Cinsiyetleri ayırt etmeden yapılan övgünün yerini bulamayacağı Erasmus’un edebiyatına uymuş olsa gerek ki, Bakkhos lütuflarını kadına doğrultuyor. Erkeğin sırtını ihtiyarlığa yasladığı vahşiliğini, kadının gençliğin hoş betimlemesi olan narinliğini satırlar boyunca birleştiriyor. Erkeğin anlamsız sözlerini kastederken, kadının lütuflarına olan tutkusuna karşı doğan delilikten ibaret olduğunu söylüyor da söylüyor. Hava, su, ateşle bir tutulan dostluk kadınla erkeği örterken, merdivenleri ve övgü pankartlı daveti unutuveriyorsunuz sonra. Hicvine yakıştıramadığı namus bekçisi dostluk, Erasmus’un ufak bir kaçamağı olarak sayfaların bir yerlerinden sırıtıyor.
Genellikle anadan daha çok üvey ana olan doğa, bütün insanlara ve özelikle biraz bilgelik sahibi olanlara, ellerinde olana karşı isteksizlik göstermeyi, olmayana ayran olmayı emreden talihsiz bir eğilim vermiştir.
Uğursuz eğilim dediği şeyin kurtarıcısı bu sefer özsaygı oluyor. Her sabah, her akşam, her oturuş, her kalkış tamahkârlığımızı beslerken şu zamanlarda özsaygının bağımsızlığı, bir filozofa bildirilmiş olmamalıydı. Edimlerin aşkla bağlandığı özsaygıya yerindelik yükleyen Erasmus, hamurumuzda olana dair bir övgüye daha mı kalkışıyor dersiniz?

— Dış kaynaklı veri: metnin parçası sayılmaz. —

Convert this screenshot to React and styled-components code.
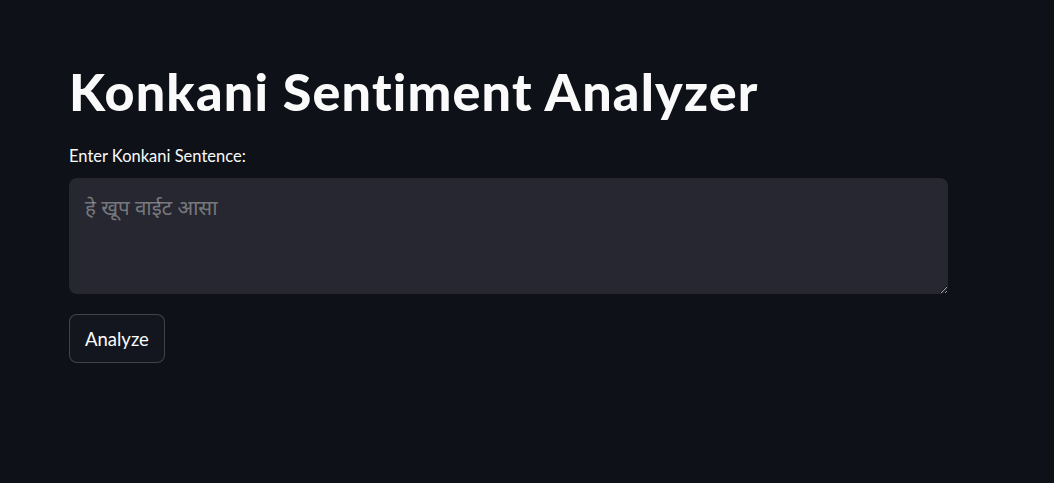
import React from "react";
import styled, { createGlobalStyle } from "styled-components";

const Global = createGlobalStyle`
  html, body { margin: 0; padding: 0; background: #0e1117; }
  body { font-family: Lato, "Noto Sans", sans-serif; color: #fafafa; }
`;

const Page = styled.main`
  box-sizing: border-box;
  width: 1054px;
  height: 483px;
  padding: 58px 106px 0 69px;
  display: flex;
  flex-direction: column;
`;

const Title = styled.h1`
  margin: 0;
  font-family: Lato, "Noto Sans", sans-serif;
  font-weight: 900;
  font-size: 52px;
  line-height: 66px;
  letter-spacing: 1.2px;
  color: #fafafa;
`;

const Field = styled.label`
  margin-top: 22px;
  display: flex;
  flex-direction: column;
  gap: 12px;
`;

const LabelText = styled.span`
  font-size: 16.5px;
  line-height: 20px;
  color: #fafafa;
`;

const TextArea = styled.textarea`
  box-sizing: border-box;
  width: 879px;
  height: 116px;
  padding: 14px 16px;
  border: none;
  border-radius: 8px;
  background: #262730;
  color: #fafafa;
  font-family: "Noto Sans", "Liberation Sans", sans-serif;
  font-size: 20.5px;
  line-height: 30px;
  resize: vertical;
  outline: none;
  &::placeholder { color: rgba(250, 250, 250, 0.4); }
`;

const Button = styled.button`
  margin-top: 20px;
  align-self: flex-start;
  box-sizing: border-box;
  height: 49px;
  padding: 0 15px;
  border: 1px solid rgba(250, 250, 250, 0.2);
  border-radius: 8px;
  background: #13161e;
  color: #fafafa;
  font-family: Lato, "Noto Sans", sans-serif;
  font-size: 18.5px;
  cursor: pointer;
`;

export default function App() {
  return (
    <>
      <Global />
      <Page>
        <Title>Konkani Sentiment Analyzer</Title>
        <Field>
          <LabelText>Enter Konkani Sentence:</LabelText>
          <TextArea placeholder="हे खूप वाईट आसा" />
        </Field>
        <Button>Analyze</Button>
      </Page>
    </>
  );
}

Güzel ve hoş olanın varlığını edime, özsaygıyı deliliğe ithaf ederken belki de tam olarak buna kalkışıyor. Fakat içimizden atamadığımız bu tamahkârlık tümel deliliğimize ket vuruyor, tutkularımızı eriyip bitiriyor. Öbür yandan yüzümüze gülen bilgelik boyun eğdiği aklı günden güne kaybederken, en az hicivle dolu bir kitap kadar ağırlığını bedenlere yaymaya başlıyor. Mutluluk da söylemek yerine gizlemeyi tercih ediyor. Gizlemek yerine bilmek mümkün olsa bile bu hemen hemen her zaman hayatta mutlulukla takas ediliyor.
Yeryüzüne yansıyan stapelia, çocuğun parmaklarına değerken tamahkârlıktan bihaberdi. Çocuksa dokunurken övgüsünü yansıtana söyledi.
Erasmus övgüsüne, birkaç güne sığdırmış olsa da bir bedene sığdıramayacak kadar geniş anlamlar yüklüyor, övgüsünü insana adanmış fakat kabul göremeyecek kadar bedende olanlar bir kitabın sayfalarında ölümsüzleştiriyor. Sayfalar son bulduğunda bilgelikle deliliğin kavgası zihninde hala devam edenlere;
Platon’un bir mağarada eşyanın ancak gölgelerinin ve görüşlerinin bilgisine sahip olarak tasarladığı deliler, talihlerinden memnun iseler ve bu memnunluklarını haykırırlarsa bu mağaradan çıkıp eşyayı olduğu gibi gören bilgeden daha mutlu değil midirler?